# nash making me eat my words



## mff4l (Dec 31, 2004)

why couldn't he play like this in dallas? Gluck to you guys tonihgt man. We gotta win this game.


----------



## jibikao (Nov 14, 2004)

Nash did his best when he was in Mavs. 

I watched the playoff games. 

Nash was just frustrated sometimes when the whole team just watched him. There were so many times when Nash penetrated inside, none of the big guys could even catch the ball!! Bradley's reaction is just as bad as Dampier...if not, worse. Dirk rarely went inside when Nash was there...and Finely just stood on the 3pt line. 

The whole team relied on Nash way too much. 

I know Suns also relies on Nash a lot but at least they have great finishers and 3pt players that CAN also go inside like Q and Joe Johnson. And they respond to Nash REALLY well. 

Suns is really a superior fast-break/small ball team than the old Mavs, I hate to say it. The old Mavs had NO inside game at all. Both teams have about similar defense but offensively, Mavs just didn't have the edge. 


And of course Nash has plenty of motivation to bring up his lvl of game and he did. :clap:


----------



## Dissonance (Jul 21, 2004)

I don't think it was motivation. I just think it's a different supporting cast, different results. We may have a better TEAM, and starting 5. Also Amare Stoudemire. Pick and rolls to the inside instead of passing em out to Dirk. And I think Dallas relied on him to shoot too much as well.


----------



## Sedd (Sep 1, 2003)

mff4l said:


> why couldn't he play like this in dallas? Gluck to you guys tonihgt man. We gotta win this game.


How did you fell about him after last season before the FA period?


----------



## xray (Feb 21, 2005)

Sedd said:


> How did you fell about him after last season before the FA period?

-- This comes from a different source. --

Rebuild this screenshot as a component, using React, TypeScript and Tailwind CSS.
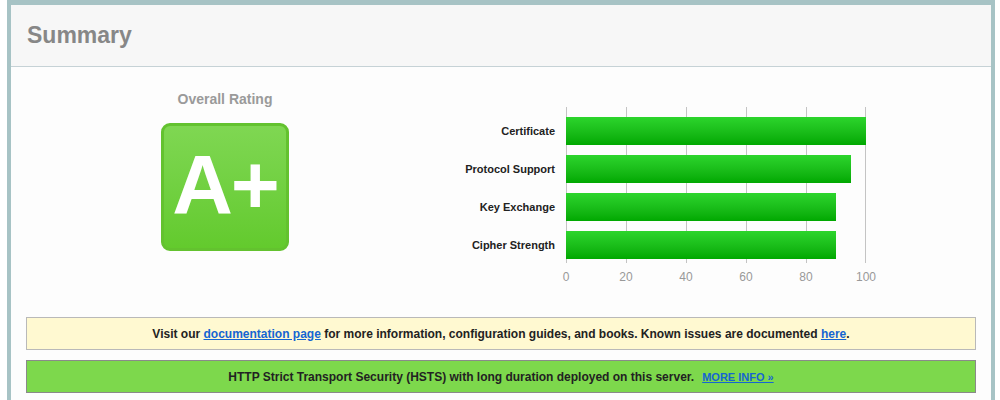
const bars = [
  { label: "Certificate", value: 100 },
  { label: "Protocol Support", value: 95 },
  { label: "Key Exchange", value: 90 },
  { label: "Cipher Strength", value: 90 },
];

const ticks = [0, 20, 40, 60, 80, 100];

function RatingChart() {
  return (
    <div className="flex">
      <div className="flex w-[127px] flex-col gap-[10px] pt-[10px] pr-[11px]">
        {bars.map(b => (
          <div key={b.label} className="flex h-[28px] items-center justify-end text-[11px] font-bold text-[#222]">
            {b.label}
          </div>
        ))}
      </div>
      <div className="w-[300px]">
        <div className="relative h-[156px]">
          {ticks.map(t => (
            <div
              key={t}
              className="absolute top-0 bottom-0 w-px bg-[#c4c4c4]"
              style={{ left: `${t * 3 - (t === 100 ? 1 : 0)}px` }}
            />
          ))}
          <div className="relative flex flex-col gap-[10px] pt-[10px]">
            {bars.map(b => (
              <div
                key={b.label}
                className="h-[28px] bg-gradient-to-b from-[#2cd52c] to-[#00a800]"
                style={{ width: `${b.value * 3}px` }}
              />
            ))}
          </div>
        </div>
        <div className="relative h-[20px] text-[12px] text-[#999]">
          {ticks.map(t => (
            <span
              key={t}
              className="absolute top-[5px] -translate-x-1/2"
              style={{ left: `${t * 3}px` }}
            >
              {t}
            </span>
          ))}
        </div>
      </div>
    </div>
  );
}

export default function App() {
  return (
    <div className="h-[400px] w-[1000px] overflow-hidden bg-white pl-[7px] pr-[5px] font-['Liberation_Sans',Arial,sans-serif]">
      <div className="h-[420px] border-x-[4px] border-t-[5px] border-[#a7c3c5] bg-[#fdfdfd]">
        <div className="flex h-[62px] items-center border-b border-[#c6d2d6] bg-[#f7f7f7] px-[16px]">
          <h1 className="text-[23px] font-bold text-[#878787]">Summary</h1>
        </div>
        <div className="flex">
          <div className="flex w-[428px] flex-col items-center pt-[22px]">
            <div className="text-[14px] font-bold text-[#9a9a9a]">Overall Rating</div>
            <div className="mt-[13px] flex h-[128px] w-[128px] items-center justify-center rounded-[9px] border-[3px] border-[#63c22f] bg-gradient-to-b from-[#7fd752] to-[#63ca2d]">
              <span className="pb-[4px] text-[84px] leading-none font-bold tracking-[-2px] text-white">A+</span>
            </div>
          </div>
          <div className="pt-[40px]">
            <RatingChart />
          </div>
        </div>
        <div className="mt-[34px] flex flex-col gap-[10px] px-[15px]">
          <div className="flex h-[33px] items-center justify-center border border-[#b9b9b9] bg-[#fff9d1] text-[12px] font-bold text-[#222]">
            <span>
              Visit our{" "}
              <a href="#" className="text-[#1565d2] underline">documentation page</a>{" "}
              for more information, configuration guides, and books. Known issues are documented{" "}
              <a href="#" className="text-[#1565d2] underline">here</a>.
            </span>
          </div>
          <div className="flex h-[33px] items-center justify-center border border-[#8a8a8a] bg-[#7dd84c] text-[12px] font-bold text-[#222]">
            <span>
              HTTP Strict Transport Security (HSTS) with long duration deployed on this server.
              <a href="#" className="ml-[8px] text-[11px] text-[#1565d2] underline">MORE INFO »</a>
            </span>
          </div>
        </div>
      </div>
    </div>
  );
}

We all knew the facts, but not the intagibles. Age and length of contract were a negative in light of recent history. The little dude was wearing down toward the end of the season - we reasoned - but perhaps the enviroment in Phoenix is easier on his body. 

Who knew ? :whoknows:


----------



## PHXSPORTS4LIFE (May 8, 2003)

bray1967 said:


> We all knew the facts, but not the intagibles. Age and length of contract were a negative in light of recent history. The little dude was wearing down toward the end of the season - we reasoned - but perhaps the enviroment in Phoenix is easier on his body.
> 
> Who knew ? :whoknows:



apparently he went out and shaq'ed up in the offseason. the concerns about his wearing down got to him and in the offseason he apparently underwent some really intense, rigorous training to prep for the full season better. it's paid off.


----------



## xray (Feb 21, 2005)

PHXSPORTS4LIFE said:


> apparently he went out and shaq'ed up in the offseason. the concerns about his wearing down got to him and in the offseason he apparently underwent some really intense, rigorous training to prep for the full season better. it's paid off.


Ok, so in the age of lawsuits, couldn't we sue him for lack of effort ?? :idea:


----------



## Sedd (Sep 1, 2003)

I was so excited when he signed with the Suns the first day of FA signing. I had no idea though we would be in this position.


----------



## jibikao (Nov 14, 2004)

Sedd said:


> I was so excited when he signed with the Suns the first day of FA signing. I had no idea though we would be in this position.


You are not the only one that "suspects" Nash. 

Many Suns fans were mad about this trade. I was digging out the old posts and many of them hated this trade. 

That's why Nash has a lot to prove. He has to overcome so many doubts: 

doubts from Suns fans
doubts from Mavs fans
doubts from the media and quite frankly, 

doubts from himself. He is too humble and it won't surprise me a bit that he once doubted himself if he could have this kind of performance. 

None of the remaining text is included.